The SA Property Landscape report by BDO and Land Services SA provides analysis into property values, transactions and market characteristics over the past decade.
The report’s authors found that the City of Holdfast Bay has the highest commercial land value for small parcels, and that in the 2017-18 financial year the highest capital growth in commercial hospitality property was in the City of Prospect.
The report concludes that this growth was driven by the completion of the Palace Nova cinema complex on Prospect Road.
Co-author Brenton Pike from Land Service SA said that progressive councils are driving more capital growth for properties in their areas.
“The City of Prospect invested in their infrastructure, which attracts citizens and therefore demand for retail commercial properties increases, which grows demand and potential increase in values,” Pike said.
Talis Evans from BDO, who provided analysis for the report, agreed that the policies and activities of councils have had an impact.
“The real opportunity for councils is around economic development – wanting to see change, wanting to see growth, and providing the right local economic conditions, (including) upgrading footpaths, allowing outdoor hospitality to occur, dealing with noise and supporting liquor licencing applications,” he said.

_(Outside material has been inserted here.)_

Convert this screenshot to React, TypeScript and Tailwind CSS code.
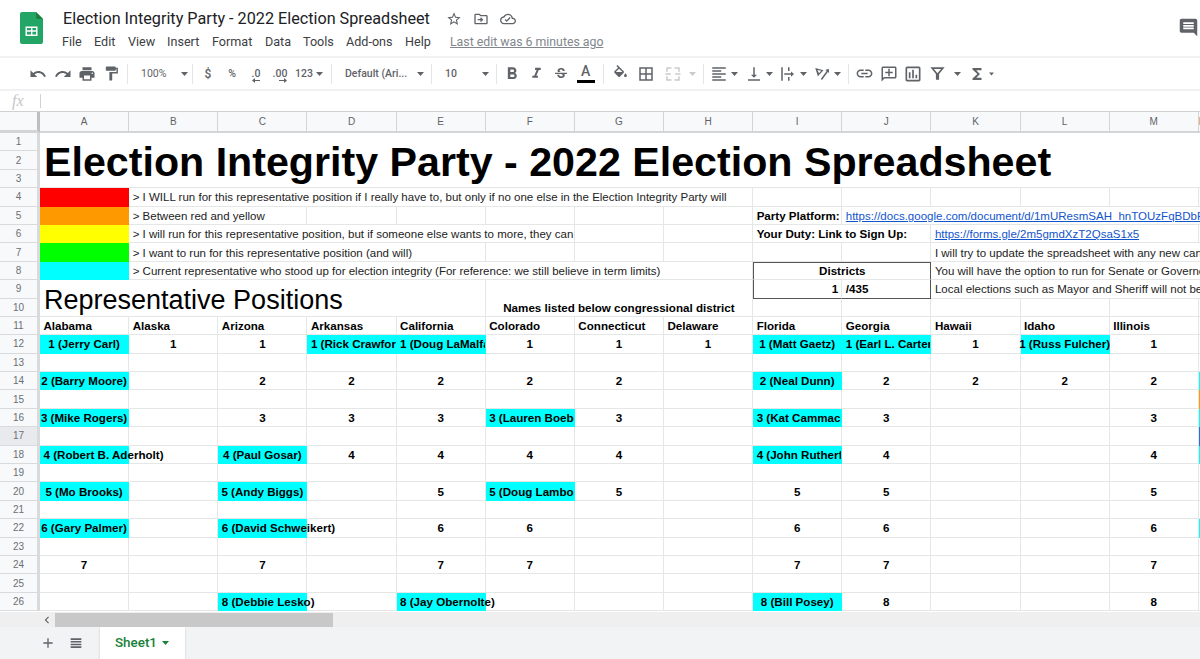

“The Palace Nova is part of the Village Heart in Prospect, which is a particular focus of that council and its economic development team to achieve a certain type of commercial outcome.
“And that’s good for a local government generally because it does one thing in particular, and that’s reduce the rates burden for residential rate payers.”
Talis, a former Elected Member of the City of Prospect, said it is a great time for councils to push further into driving economic activity in their Local Council Area.
“From a local government perspective, we’ve just had local government elections. Local governments have traditionally been focussed on core services, but what we are seeing now is that councils that are focussed on economic activity are starting to reap the rewards, and that’s something that is evident in the (SA Property Landscape) report.
“A lot will hinge on what happens with planning and what individual local governments do with their strategic plans with their new elected member bodies coming into office.”
The report also found that 25 per cent of housing stock in South Australia was built after the year 2000, with build numbers growing over the past three years to almost 9,400 last financial year. That growth has in part been driven through subdivision, with Port Adelaide Enfield, the City of Onkaparinga and the City of Charles Sturt leading the charge in terms of new parcels of land created.
More than 90,000 new parcels of land were created in the Adelaide metropolitan area through subdivision in the decade to 2018.
“If we look at urban sprawl areas… naturally we are seeing a lot of subdivision activity there driving high rates of construction,” said Evans.
“What is really interesting is that when we look at (the report) we can see that the largest numbers of parcels created isn’t on the urban fringe. Areas like Prospect and Unley, where there is arguably quite a lot of debate around urban densification, aren’t the areas that have experienced the most number of parcels created.
“That’s also a product of the size of land parcels in those areas – if you have a small block of land you can only really chop it in half, whereas if you have a big block of land you might be able to chop it into eight parts. So certainly urban development plans are having an impact.”
Pike said councils strategy have a big role to play in driving construction and jobs growth in the economy.
“It’s critical. The development plans are the foundations for which developers have to comply with to create parcels. They are front and centre in terms of setting the foundations.”